[start of Collected material]
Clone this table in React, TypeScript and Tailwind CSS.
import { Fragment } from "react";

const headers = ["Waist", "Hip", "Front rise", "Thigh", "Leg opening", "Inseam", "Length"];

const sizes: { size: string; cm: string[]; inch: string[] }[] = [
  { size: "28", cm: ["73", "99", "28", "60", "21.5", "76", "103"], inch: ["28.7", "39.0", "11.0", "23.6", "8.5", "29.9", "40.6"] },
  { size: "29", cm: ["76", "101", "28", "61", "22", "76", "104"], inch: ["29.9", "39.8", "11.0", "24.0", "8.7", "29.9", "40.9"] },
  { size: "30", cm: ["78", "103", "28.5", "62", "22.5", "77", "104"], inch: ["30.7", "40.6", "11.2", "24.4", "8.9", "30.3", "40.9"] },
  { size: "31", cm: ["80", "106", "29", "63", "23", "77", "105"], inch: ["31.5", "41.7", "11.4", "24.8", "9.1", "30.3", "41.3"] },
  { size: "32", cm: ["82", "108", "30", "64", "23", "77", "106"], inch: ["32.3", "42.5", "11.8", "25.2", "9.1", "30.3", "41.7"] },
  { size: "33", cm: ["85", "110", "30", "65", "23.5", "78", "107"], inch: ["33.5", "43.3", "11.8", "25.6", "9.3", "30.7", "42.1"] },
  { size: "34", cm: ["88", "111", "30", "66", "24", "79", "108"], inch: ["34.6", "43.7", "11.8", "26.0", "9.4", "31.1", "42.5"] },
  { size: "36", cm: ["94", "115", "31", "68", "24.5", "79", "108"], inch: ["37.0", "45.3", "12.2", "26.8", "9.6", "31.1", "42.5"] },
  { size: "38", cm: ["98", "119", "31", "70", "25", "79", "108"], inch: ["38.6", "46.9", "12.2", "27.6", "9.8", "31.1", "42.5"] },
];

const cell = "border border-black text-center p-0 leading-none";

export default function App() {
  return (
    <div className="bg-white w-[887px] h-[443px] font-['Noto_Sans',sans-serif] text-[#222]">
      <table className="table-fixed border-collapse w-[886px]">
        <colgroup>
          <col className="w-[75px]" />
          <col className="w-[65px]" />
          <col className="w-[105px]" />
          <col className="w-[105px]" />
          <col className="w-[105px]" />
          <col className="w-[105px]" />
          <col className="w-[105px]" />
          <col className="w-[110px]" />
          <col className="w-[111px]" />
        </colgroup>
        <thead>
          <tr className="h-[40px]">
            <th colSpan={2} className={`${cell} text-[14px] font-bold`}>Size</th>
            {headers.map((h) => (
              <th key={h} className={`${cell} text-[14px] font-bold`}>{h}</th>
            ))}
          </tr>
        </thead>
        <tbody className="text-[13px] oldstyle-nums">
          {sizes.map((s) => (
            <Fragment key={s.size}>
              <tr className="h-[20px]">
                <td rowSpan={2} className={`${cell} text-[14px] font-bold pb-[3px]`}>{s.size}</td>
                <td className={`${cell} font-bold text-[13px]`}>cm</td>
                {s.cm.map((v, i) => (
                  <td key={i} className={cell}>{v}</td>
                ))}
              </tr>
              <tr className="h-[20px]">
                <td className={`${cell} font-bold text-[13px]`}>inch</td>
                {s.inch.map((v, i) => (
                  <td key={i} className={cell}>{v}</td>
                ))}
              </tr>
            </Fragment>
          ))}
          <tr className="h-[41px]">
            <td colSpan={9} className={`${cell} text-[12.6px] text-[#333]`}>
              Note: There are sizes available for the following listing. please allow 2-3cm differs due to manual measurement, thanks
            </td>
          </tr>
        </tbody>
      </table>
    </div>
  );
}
[end of Collected material]
» **Exercise details**
Extract the full listing above without altering anything.

» **Written solution**
Clone this table in React, TypeScript and Tailwind CSS.
import { Fragment } from "react";

const headers = ["Waist", "Hip", "Front rise", "Thigh", "Leg opening", "Inseam", "Length"];

const sizes: { size: string; cm: string[]; inch: string[] }[] = [
  { size: "28", cm: ["73", "99", "28", "60", "21.5", "76", "103"], inch: ["28.7", "39.0", "11.0", "23.6", "8.5", "29.9", "40.6"] },
  { size: "29", cm: ["76", "101", "28", "61", "22", "76", "104"], inch: ["29.9", "39.8", "11.0", "24.0", "8.7", "29.9", "40.9"] },
  { size: "30", cm: ["78", "103", "28.5", "62", "22.5", "77", "104"], inch: ["30.7", "40.6", "11.2", "24.4", "8.9", "30.3", "40.9"] },
  { size: "31", cm: ["80", "106", "29", "63", "23", "77", "105"], inch: ["31.5", "41.7", "11.4", "24.8", "9.1", "30.3", "41.3"] },
  { size: "32", cm: ["82", "108", "30", "64", "23", "77", "106"], inch: ["32.3", "42.5", "11.8", "25.2", "9.1", "30.3", "41.7"] },
  { size: "33", cm: ["85", "110", "30", "65", "23.5", "78", "107"], inch: ["33.5", "43.3", "11.8", "25.6", "9.3", "30.7", "42.1"] },
  { size: "34", cm: ["88", "111", "30", "66", "24", "79", "108"], inch: ["34.6", "43.7", "11.8", "26.0", "9.4", "31.1", "42.5"] },
  { size: "36", cm: ["94", "115", "31", "68", "24.5", "79", "108"], inch: ["37.0", "45.3", "12.2", "26.8", "9.6", "31.1", "42.5"] },
  { size: "38", cm: ["98", "119", "31", "70", "25", "79", "108"], inch: ["38.6", "46.9", "12.2", "27.6", "9.8", "31.1", "42.5"] },
];

const cell = "border border-black text-center p-0 leading-none";

export default function App() {
  return (
    <div className="bg-white w-[887px] h-[443px] font-['Noto_Sans',sans-serif] text-[#222]">
      <table className="table-fixed border-collapse w-[886px]">
        <colgroup>
          <col className="w-[75px]" />
          <col className="w-[65px]" />
          <col className="w-[105px]" />
          <col className="w-[105px]" />
          <col className="w-[105px]" />
          <col className="w-[105px]" />
          <col className="w-[105px]" />
          <col className="w-[110px]" />
          <col className="w-[111px]" />
        </colgroup>
        <thead>
          <tr className="h-[40px]">
            <th colSpan={2} className={`${cell} text-[14px] font-bold`}>Size</th>
            {headers.map((h) => (
              <th key={h} className={`${cell} text-[14px] font-bold`}>{h}</th>
            ))}
          </tr>
        </thead>
        <tbody className="text-[13px] oldstyle-nums">
          {sizes.map((s) => (
            <Fragment key={s.size}>
              <tr className="h-[20px]">
                <td rowSpan={2} className={`${cell} text-[14px] font-bold pb-[3px]`}>{s.size}</td>
                <td className={`${cell} font-bold text-[13px]`}>cm</td>
                {s.cm.map((v, i) => (
                  <td key={i} className={cell}>{v}</td>
                ))}
              </tr>
              <tr className="h-[20px]">
                <td className={`${cell} font-bold text-[13px]`}>inch</td>
                {s.inch.map((v, i) => (
                  <td key={i} className={cell}>{v}</td>
                ))}
              </tr>
            </Fragment>
          ))}
          <tr className="h-[41px]">
            <td colSpan={9} className={`${cell} text-[12.6px] text-[#333]`}>
              Note: There are sizes available for the following listing. please allow 2-3cm differs due to manual measurement, thanks
            </td>
          </tr>
        </tbody>
      </table>
    </div>
  );
}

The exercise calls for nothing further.